I like politics. I like gay politics (social movement theory tends to have substantly different techniques than your everyday institutional politics). What upsets me is when things happen that don’t help everyone and I’m pretty sure that everyone should be protected against employment discrimination (I don’t want to work somewhere for a decade or two, only for them to fire me because I’m gay). When I say that I’m upset over this issue, I am really REALLY upset over the notion of second-class citizens. Heck, Asians couldn’t call themselves Asian Americans until fairly recently. There were basically only three groups: the Chinese, the Japanese and Filipinos (after the Spanish-American War).

In 1790, the Naturalization Act barred Asian Americans from being citizens.
In 1866, the Civil Rights Act gives citizenship to all native-born Americans.
In 1869, the Fifteenth Amendment passes giving African American men the right to vote.
In 1920, Native Americans and women are given the right to vote.
In 1922, the Naturalization Act of 1790 is upheld to continue barring citizenship.
In 1923, Bhagat Singh Thind v. The United States keeps Asian Indian Americans from the right of naturalized citizenship.

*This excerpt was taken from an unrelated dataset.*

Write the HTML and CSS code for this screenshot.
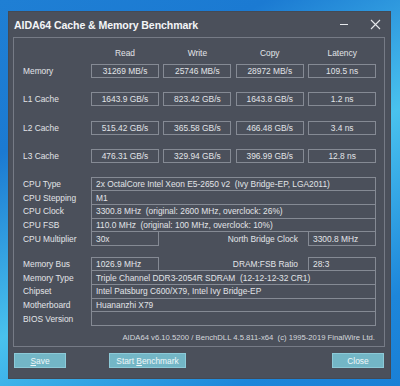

In 1924, the Indian Citizenship Act enables all Asian Indians the eligibility for citizenship.
In 1943, the Chinese Exclusion Act is repealed so they’re allowed citizenship and the right to vote.
In 1946, the Filipinos were given the right to become citizens.
In 1952, the McCarren-Walter Act only gives first generation Japanese Americans the ability to become citizens (how many years after the Civil Rights Act of 1866?).
A good timeline if you want to read more detail

This is why I’m not big on the idea that we can help a section of the community later. America hasn’t worked that way. I support full inclusion and full protection for everyone.